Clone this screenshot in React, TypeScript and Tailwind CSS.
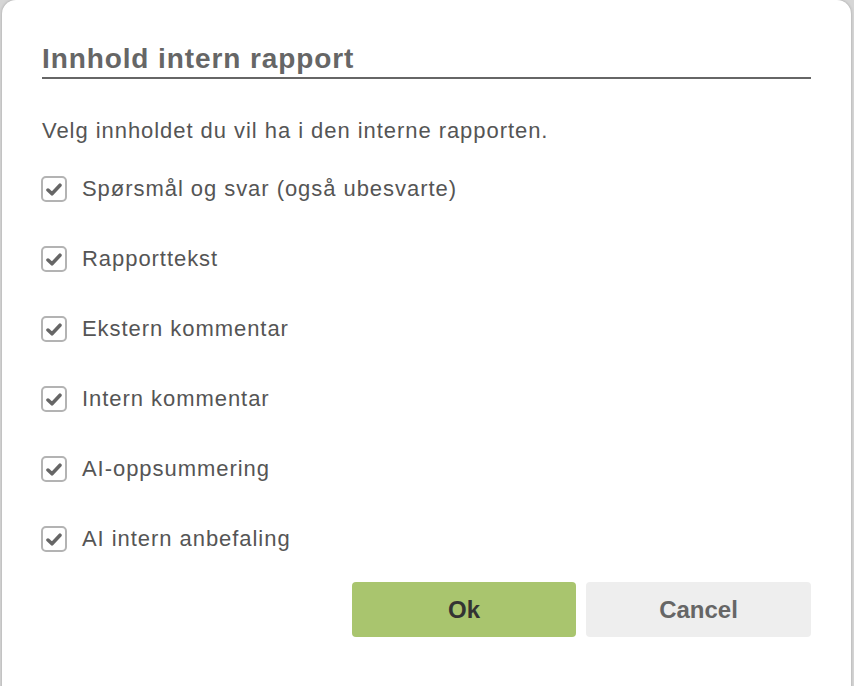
const items = [
  "Spørsmål og svar (også ubesvarte)",
  "Rapporttekst",
  "Ekstern kommentar",
  "Intern kommentar",
  "AI-oppsummering",
  "AI intern anbefaling",
];

function CheckMark() {
  return (
    <svg width="16" height="13" viewBox="0 0 16 13" fill="none">
      <polyline
        points="2,7 6,10.8 14,2.2"
        stroke="#666"
        strokeWidth="3.5"
        strokeLinecap="round"
        strokeLinejoin="round"
      />
    </svg>
  );
}

export default function App() {
  return (
    <div className="h-[686px] w-[854px] overflow-hidden bg-[#d6d6d6] font-['Liberation_Sans',Arial,sans-serif]">
      <div className="ml-[2px] mr-[3px] h-[700px] rounded-t-[14px] bg-white px-[40px] pt-[43px] shadow-[0_0_3px_rgba(0,0,0,0.25)]">
        <h2 className="border-b-2 border-[#666] pb-[2px] text-[28px] font-bold leading-[32px] tracking-[0.9px] text-[#666]">
          Innhold intern rapport
        </h2>
        <p className="mt-[39px] text-[22px] leading-[26px] tracking-[0.95px] text-[#555]">
          Velg innholdet du vil ha i den interne rapporten.
        </p>
        <ul className="mt-[32px] flex flex-col gap-[44px]">
          {items.map((label) => (
            <li key={label} className="flex h-[26px] items-center">
              <span className="ml-[-1px] flex h-[26px] w-[26px] items-center justify-center rounded-[5px] border-2 border-[#b3b3b3] bg-white">
                <CheckMark />
              </span>
              <span className="ml-[15px] text-[22px] leading-[26px] tracking-[0.95px] text-[#555]">
                {label}
              </span>
            </li>
          ))}
        </ul>
        <div className="mt-[30px] flex justify-end gap-[10px]">
          <button className="h-[55px] w-[224px] rounded-[4px] bg-[#a9c56e] text-[24px] font-bold text-[#333]">
            Ok
          </button>
          <button className="h-[55px] w-[225px] rounded-[4px] bg-[#eeeeee] text-[24px] font-bold text-[#666]">
            Cancel
          </button>
        </div>
      </div>
    </div>
  );
}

________________________________________

## EXERCISE PROMPT:
Leaving out the pictures, repeat the data above exactly.

## TASK RESPONSE:
Clone this screenshot in React, TypeScript and Tailwind CSS.
const items = [
  "Spørsmål og svar (også ubesvarte)",
  "Rapporttekst",
  "Ekstern kommentar",
  "Intern kommentar",
  "AI-oppsummering",
  "AI intern anbefaling",
];

function CheckMark() {
  return (
    <svg width="16" height="13" viewBox="0 0 16 13" fill="none">
      <polyline
        points="2,7 6,10.8 14,2.2"
        stroke="#666"
        strokeWidth="3.5"
        strokeLinecap="round"
        strokeLinejoin="round"
      />
    </svg>
  );
}

export default function App() {
  return (
    <div className="h-[686px] w-[854px] overflow-hidden bg-[#d6d6d6] font-['Liberation_Sans',Arial,sans-serif]">
      <div className="ml-[2px] mr-[3px] h-[700px] rounded-t-[14px] bg-white px-[40px] pt-[43px] shadow-[0_0_3px_rgba(0,0,0,0.25)]">
        <h2 className="border-b-2 border-[#666] pb-[2px] text-[28px] font-bold leading-[32px] tracking-[0.9px] text-[#666]">
          Innhold intern rapport
        </h2>
        <p className="mt-[39px] text-[22px] leading-[26px] tracking-[0.95px] text-[#555]">
          Velg innholdet du vil ha i den interne rapporten.
        </p>
        <ul className="mt-[32px] flex flex-col gap-[44px]">
          {items.map((label) => (
            <li key={label} className="flex h-[26px] items-center">
              <span className="ml-[-1px] flex h-[26px] w-[26px] items-center justify-center rounded-[5px] border-2 border-[#b3b3b3] bg-white">
                <CheckMark />
              </span>
              <span className="ml-[15px] text-[22px] leading-[26px] tracking-[0.95px] text-[#555]">
                {label}
              </span>
            </li>
          ))}
        </ul>
        <div className="mt-[30px] flex justify-end gap-[10px]">
          <button className="h-[55px] w-[224px] rounded-[4px] bg-[#a9c56e] text-[24px] font-bold text-[#333]">
            Ok
          </button>
          <button className="h-[55px] w-[225px] rounded-[4px] bg-[#eeeeee] text-[24px] font-bold text-[#666]">
            Cancel
          </button>
        </div>
      </div>
    </div>
  );
}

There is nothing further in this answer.